Australia’s Carbon Pricing Mechanism was also rather complex. Policymakers may want to learn from this by considering keeping the design of the carbon price itself as simple as possible while still being effective. This will help enable communications too, as comprehensible and “common sense” mechanisms are far easier to communicate. For more complex mechanisms, such as emissions trading, it may be more effective to focus on “what it does” than to explain “how it works”. The expert language used in economics, finance, or climate science reports is appropriate for policy discussions but should be avoided in public communications, and replaced with accessible and more conventional language.

Having spoken to George and Darragh, I got to thinking about what all this might mean for homeowners and businesses. And how they might begin to prepare better for Ireland’s sustainable energy transition that will likely include higher carbon taxes.
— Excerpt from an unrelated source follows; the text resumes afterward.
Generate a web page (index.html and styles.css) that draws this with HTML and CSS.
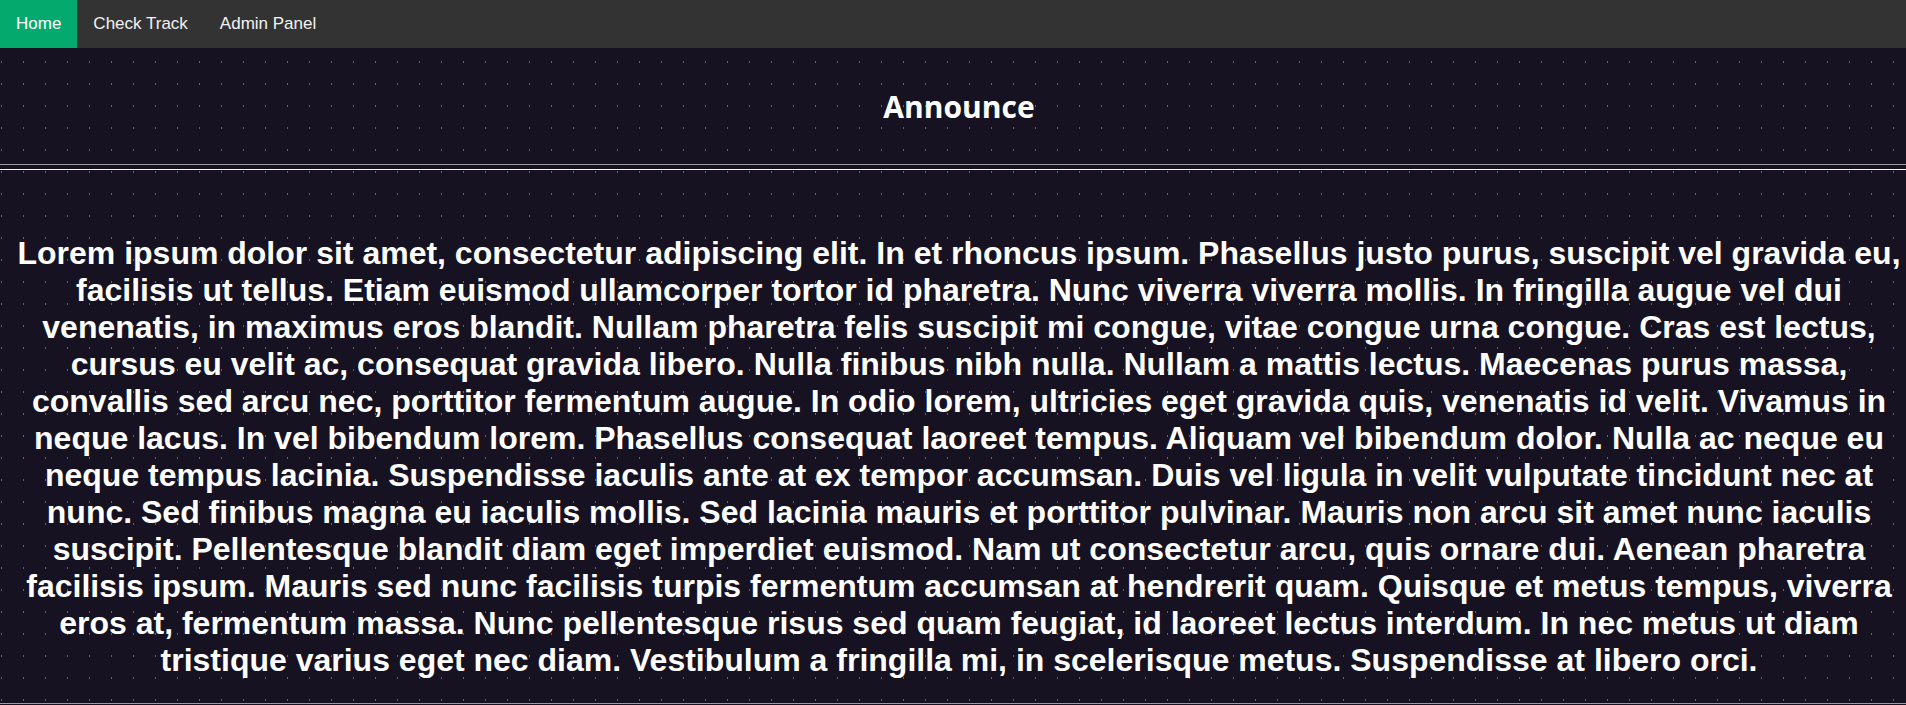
FILE: index.html
```html
<!DOCTYPE html>
<html lang="en">
<head>
<meta charset="utf-8">
<title>Announce</title>
<link rel="stylesheet" href="styles.css">
</head>
<body>
<nav class="topnav">
  <a class="nav-link active" href="#">Home</a>
  <a class="nav-link" href="#">Check Track</a>
  <a class="nav-link" href="#">Admin Panel</a>
</nav>
<main class="content">
  <h1 class="title">Announce</h1>
  <hr class="rule">
  <p class="announcement">Lorem ipsum dolor sit amet, consectetur adipiscing elit. In et rhoncus ipsum. Phasellus justo purus, suscipit vel gravida eu, facilisis ut tellus. Etiam euismod ullamcorper tortor id pharetra. Nunc viverra viverra mollis. In fringilla augue vel dui venenatis, in maximus eros blandit. Nullam pharetra felis suscipit mi congue, vitae congue urna congue. Cras est lectus, cursus eu velit ac, consequat gravida libero. Nulla finibus nibh nulla. Nullam a mattis lectus. Maecenas purus massa, convallis sed arcu nec, porttitor fermentum augue. In odio lorem, ultricies eget gravida quis, venenatis id velit. Vivamus in neque lacus. In vel bibendum lorem. Phasellus consequat laoreet tempus. Aliquam vel bibendum dolor. Nulla ac neque eu neque tempus lacinia. Suspendisse iaculis ante at ex tempor accumsan. Duis vel ligula in velit vulputate tincidunt nec at nunc. Sed finibus magna eu iaculis mollis. Sed lacinia mauris et porttitor pulvinar. Mauris non arcu sit amet nunc iaculis suscipit. Pellentesque blandit diam eget imperdiet euismod. Nam ut consectetur arcu, quis ornare dui. Aenean pharetra facilisis ipsum. Mauris sed nunc facilisis turpis fermentum accumsan at hendrerit quam. Quisque et metus tempus, viverra eros at, fermentum massa. Nunc pellentesque risus sed quam feugiat, id laoreet lectus interdum. In nec metus ut diam tristique varius eget nec diam. Vestibulum a fringilla mi, in scelerisque metus. Suspendisse at libero orci.</p>
  <hr class="rule">
</main>
</body>
</html>
```
FILE: styles.css
```css
html {
  background-color: #161222;
  background-image: url("data:image/svg+xml,%3Csvg xmlns='http://www.w3.org/2000/svg' width='22' height='22'%3E%3Crect x='1' y='17' width='1' height='2' fill='%23656270'/%3E%3C/svg%3E");
  background-size: 22px 22px;
  background-position: 0 0;
}

body {
  margin: 0;
  color: #ffffff;
  font-family: "Liberation Sans", Arial, sans-serif;
}

.topnav {
  display: flex;
  background-color: #333333;
}

.nav-link {
  display: block;
  padding: 14px 16px;
  color: #f2f2f2;
  text-decoration: none;
  font-size: 17px;
}

.nav-link.active {
  background-color: #04aa6d;
  color: #ffffff;
}

.content {
  padding: 0 2px 0 14px;
}

.title {
  margin: 38px 0 37px;
  text-align: center;
  font-family: "Open Sans", "Noto Sans", sans-serif;
  font-weight: 700;
  font-size: 30px;
  color: #ffffff;
}

.rule {
  height: 4px;
  margin: 0 -2px 0 -14px;
  border: 0;
  border-top: 1px solid #9c9c9c;
  border-bottom: 1px solid #ffffff;
}

.announcement {
  margin: 65px 0 24px;
  text-align: center;
  font-size: 32px;
  font-weight: 700;
}
```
Homeowners could consider applying for one of SEAI’s home energy grants to help make their homes more comfortable and healthy, lower their energy bills, and reduce the amount which they may pay when the carbon tax rate increases. Communities can consider the supports offered by the SEAI community grants to assist energy efficiency community projects through capital funding, partnerships and technical support.

Individuals and companies can apply for an SEAI electric vehicle grant of up to €5,000 to assist with the cost of purchasing an EV. As well as reducing exposure to potential increases in carbon taxes, other benefits such as lower motor tax and lower VRT also exist. Businesses can benefit from grants and supports offered through SEAI business grants, and companies and academic institutions can consider availing of SEAI research funding to help develop the innovative solutions required to deliver on Ireland’s energy and climate commitments.